* **EXERCISE**
Every line below should be copied exactly; drop the pictures.

-------------------------

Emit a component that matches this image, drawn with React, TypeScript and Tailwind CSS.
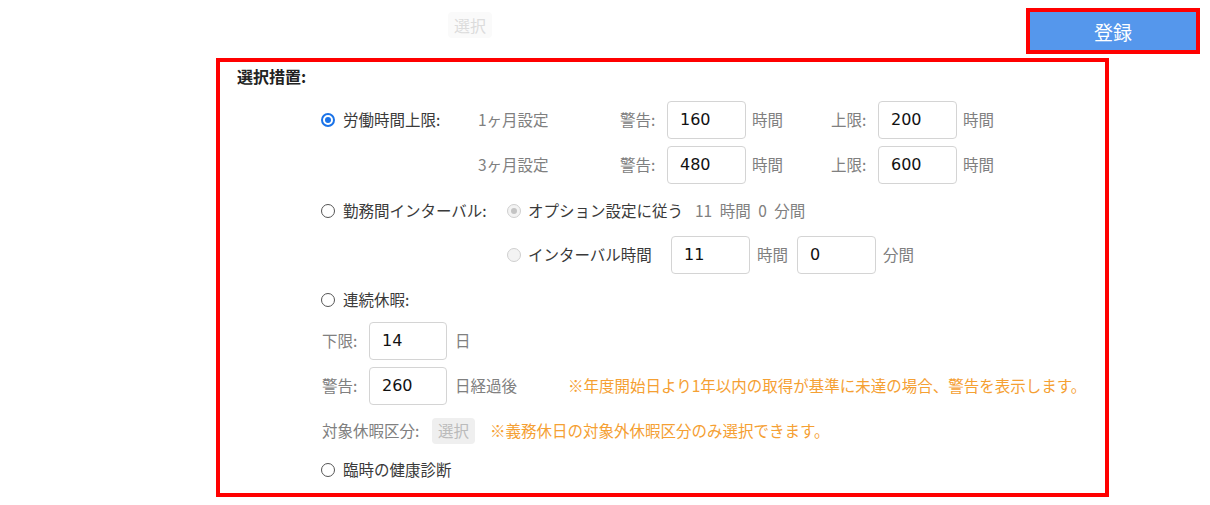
import React from "react";

const jp = "font-['Noto_Sans_CJK_JP',sans-serif]";

function Radio({ checked, disabled }: { checked?: boolean; disabled?: boolean }) {
  if (disabled) {
    return (
      <span className="flex h-[14px] w-[14px] shrink-0 items-center justify-center rounded-full border border-[#cfcfcf] bg-[#f3f3f3]">
        {checked && <span className="h-[6px] w-[6px] rounded-full bg-[#c4c4c4]" />}
      </span>
    );
  }
  if (checked) {
    return (
      <span className="flex h-[14px] w-[14px] shrink-0 items-center justify-center rounded-full border-2 border-[#1a73e8] bg-white">
        <span className="h-[6px] w-[6px] rounded-full bg-[#1a73e8]" />
      </span>
    );
  }
  return <span className="h-[14px] w-[14px] shrink-0 rounded-full border border-[#555] bg-white" />;
}

function NumBox({ value, w = "w-[79px]" }: { value: string; w?: string }) {
  return (
    <div
      className={`flex h-[38px] ${w} shrink-0 items-center rounded-[4px] border border-[#d4d4d4] bg-white pl-[12px] font-['DejaVu_Sans',sans-serif] text-[16px] text-[#111]`}
    >
      {value}
    </div>
  );
}

export default function App() {
  return (
    <div className={`h-[505px] w-[1210px] bg-white ${jp} text-[15.5px] leading-none`}>
      {/* top bar */}
      <div className="flex h-[58px] items-start">
        <button className="ml-[448px] mt-[12px] flex h-[26px] w-[44px] items-center justify-center rounded-[4px] bg-[#fafafa] text-[16px] text-[#dcdcdc]">
          選択
        </button>
        <div className="ml-auto mr-[10px] mt-[8px] border-4 border-[#ff0000]">
          <button className="flex h-[38px] w-[166px] items-center justify-center bg-[#5597ec] text-[19px] text-white">
            登録
          </button>
        </div>
      </div>

      {/* main box */}
      <div className="ml-[216px] h-[439px] w-[893px] border-4 border-[#ff0000]">
        <div className="flex h-[28px] items-center pl-[17px] text-[16px] font-bold text-[#222]">選択措置:</div>

        <div className="mt-[11px] flex flex-col pl-[101px] text-[#808080]">
          {/* 労働時間上限 1ヶ月 */}
          <div className="flex h-[38px] items-center">
            <div className="flex w-[157px] items-center">
              <Radio checked />
              <span className="ml-[8px] text-[#3a3a3a]">労働時間上限:</span>
            </div>
            <span className="w-[142px]">1ヶ月設定</span>
            <span className="w-[47px]">警告:</span>
            <NumBox value="160" />
            <span className="w-[85px] pl-[6px]">時間</span>
            <span className="w-[47px]">上限:</span>
            <NumBox value="200" />
            <span className="pl-[6px]">時間</span>
          </div>

          {/* 3ヶ月 */}
          <div className="mt-[7px] flex h-[38px] items-center">
            <div className="w-[157px]" />
            <span className="w-[142px]">3ヶ月設定</span>
            <span className="w-[47px]">警告:</span>
            <NumBox value="480" />
            <span className="w-[85px] pl-[6px]">時間</span>
            <span className="w-[47px]">上限:</span>
            <NumBox value="600" />
            <span className="pl-[6px]">時間</span>
          </div>

          {/* 勤務間インターバル */}
          <div className="mt-[8px] flex h-[38px] items-center">
            <div className="flex w-[186px] items-center">
              <Radio />
              <span className="ml-[8px] text-[#3a3a3a]">勤務間インターバル:</span>
            </div>
            <Radio disabled checked />
            <span className="ml-[7px] w-[167px] text-[#3a3a3a]">オプション設定に従う</span>
            <span className="whitespace-pre [word-spacing:4px]">11 時間 0 分間</span>
          </div>

          <div className="mt-[6px] flex h-[38px] items-center">
            <div className="w-[186px]" />
            <Radio disabled />
            <span className="ml-[7px] w-[143px] text-[#3a3a3a]">インターバル時間</span>
            <NumBox value="11" />
            <span className="w-[47px] pl-[7px]">時間</span>
            <NumBox value="0" />
            <span className="pl-[7px]">分間</span>
          </div>

          {/* 連続休暇 */}
          <div className="mt-[7px] flex h-[38px] items-center">
            <Radio />
            <span className="ml-[8px] text-[#3a3a3a]">連続休暇:</span>
          </div>

          <div className="mt-[3px] flex h-[38px] items-center pl-[1px]">
            <span className="w-[47px]">下限:</span>
            <NumBox value="14" w="w-[78px]" />
            <span className="pl-[8px]">日</span>
          </div>

          <div className="mt-[7px] flex h-[38px] items-center pl-[1px]">
            <span className="w-[47px]">警告:</span>
            <NumBox value="260" w="w-[78px]" />
            <span className="w-[121px] pl-[8px]">日経過後</span>
            <span className="text-[#f5a033]">※年度開始日より1年以内の取得が基準に未達の場合、警告を表示します。</span>
          </div>

          <div className="mt-[7px] flex h-[38px] items-center pl-[1px]">
            <span className="w-[110px]">対象休暇区分:</span>
            <button className="flex h-[26px] w-[43px] items-center justify-center rounded-[4px] bg-[#efefef] text-[15.5px] text-[#bbb]">
              選択
            </button>
            <span className="ml-[15px] text-[#f5a033]">※義務休日の対象外休暇区分のみ選択できます。</span>
          </div>

          <div className="mt-[1px] flex h-[38px] items-center">
            <Radio />
            <span className="ml-[8px] text-[#3a3a3a]">臨時の健康診断</span>
          </div>
        </div>
      </div>
    </div>
  );
}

-------------------------

* **FULL OUTPUT**
Emit a component that matches this image, drawn with React, TypeScript and Tailwind CSS.
import React from "react";

const jp = "font-['Noto_Sans_CJK_JP',sans-serif]";

function Radio({ checked, disabled }: { checked?: boolean; disabled?: boolean }) {
  if (disabled) {
    return (
      <span className="flex h-[14px] w-[14px] shrink-0 items-center justify-center rounded-full border border-[#cfcfcf] bg-[#f3f3f3]">
        {checked && <span className="h-[6px] w-[6px] rounded-full bg-[#c4c4c4]" />}
      </span>
    );
  }
  if (checked) {
    return (
      <span className="flex h-[14px] w-[14px] shrink-0 items-center justify-center rounded-full border-2 border-[#1a73e8] bg-white">
        <span className="h-[6px] w-[6px] rounded-full bg-[#1a73e8]" />
      </span>
    );
  }
  return <span className="h-[14px] w-[14px] shrink-0 rounded-full border border-[#555] bg-white" />;
}

function NumBox({ value, w = "w-[79px]" }: { value: string; w?: string }) {
  return (
    <div
      className={`flex h-[38px] ${w} shrink-0 items-center rounded-[4px] border border-[#d4d4d4] bg-white pl-[12px] font-['DejaVu_Sans',sans-serif] text-[16px] text-[#111]`}
    >
      {value}
    </div>
  );
}

export default function App() {
  return (
    <div className={`h-[505px] w-[1210px] bg-white ${jp} text-[15.5px] leading-none`}>
      {/* top bar */}
      <div className="flex h-[58px] items-start">
        <button className="ml-[448px] mt-[12px] flex h-[26px] w-[44px] items-center justify-center rounded-[4px] bg-[#fafafa] text-[16px] text-[#dcdcdc]">
          選択
        </button>
        <div className="ml-auto mr-[10px] mt-[8px] border-4 border-[#ff0000]">
          <button className="flex h-[38px] w-[166px] items-center justify-center bg-[#5597ec] text-[19px] text-white">
            登録
          </button>
        </div>
      </div>

      {/* main box */}
      <div className="ml-[216px] h-[439px] w-[893px] border-4 border-[#ff0000]">
        <div className="flex h-[28px] items-center pl-[17px] text-[16px] font-bold text-[#222]">選択措置:</div>

        <div className="mt-[11px] flex flex-col pl-[101px] text-[#808080]">
          {/* 労働時間上限 1ヶ月 */}
          <div className="flex h-[38px] items-center">
            <div className="flex w-[157px] items-center">
              <Radio checked />
              <span className="ml-[8px] text-[#3a3a3a]">労働時間上限:</span>
            </div>
            <span className="w-[142px]">1ヶ月設定</span>
            <span className="w-[47px]">警告:</span>
            <NumBox value="160" />
            <span className="w-[85px] pl-[6px]">時間</span>
            <span className="w-[47px]">上限:</span>
            <NumBox value="200" />
            <span className="pl-[6px]">時間</span>
          </div>

          {/* 3ヶ月 */}
          <div className="mt-[7px] flex h-[38px] items-center">
            <div className="w-[157px]" />
            <span className="w-[142px]">3ヶ月設定</span>
            <span className="w-[47px]">警告:</span>
            <NumBox value="480" />
            <span className="w-[85px] pl-[6px]">時間</span>
            <span className="w-[47px]">上限:</span>
            <NumBox value="600" />
            <span className="pl-[6px]">時間</span>
          </div>

          {/* 勤務間インターバル */}
          <div className="mt-[8px] flex h-[38px] items-center">
            <div className="flex w-[186px] items-center">
              <Radio />
              <span className="ml-[8px] text-[#3a3a3a]">勤務間インターバル:</span>
            </div>
            <Radio disabled checked />
            <span className="ml-[7px] w-[167px] text-[#3a3a3a]">オプション設定に従う</span>
            <span className="whitespace-pre [word-spacing:4px]">11 時間 0 分間</span>
          </div>

          <div className="mt-[6px] flex h-[38px] items-center">
            <div className="w-[186px]" />
            <Radio disabled />
            <span className="ml-[7px] w-[143px] text-[#3a3a3a]">インターバル時間</span>
            <NumBox value="11" />
            <span className="w-[47px] pl-[7px]">時間</span>
            <NumBox value="0" />
            <span className="pl-[7px]">分間</span>
          </div>

          {/* 連続休暇 */}
          <div className="mt-[7px] flex h-[38px] items-center">
            <Radio />
            <span className="ml-[8px] text-[#3a3a3a]">連続休暇:</span>
          </div>

          <div className="mt-[3px] flex h-[38px] items-center pl-[1px]">
            <span className="w-[47px]">下限:</span>
            <NumBox value="14" w="w-[78px]" />
            <span className="pl-[8px]">日</span>
          </div>

          <div className="mt-[7px] flex h-[38px] items-center pl-[1px]">
            <span className="w-[47px]">警告:</span>
            <NumBox value="260" w="w-[78px]" />
            <span className="w-[121px] pl-[8px]">日経過後</span>
            <span className="text-[#f5a033]">※年度開始日より1年以内の取得が基準に未達の場合、警告を表示します。</span>
          </div>

          <div className="mt-[7px] flex h-[38px] items-center pl-[1px]">
            <span className="w-[110px]">対象休暇区分:</span>
            <button className="flex h-[26px] w-[43px] items-center justify-center rounded-[4px] bg-[#efefef] text-[15.5px] text-[#bbb]">
              選択
            </button>
            <span className="ml-[15px] text-[#f5a033]">※義務休日の対象外休暇区分のみ選択できます。</span>
          </div>

          <div className="mt-[1px] flex h-[38px] items-center">
            <Radio />
            <span className="ml-[8px] text-[#3a3a3a]">臨時の健康診断</span>
          </div>
        </div>
      </div>
    </div>
  );
}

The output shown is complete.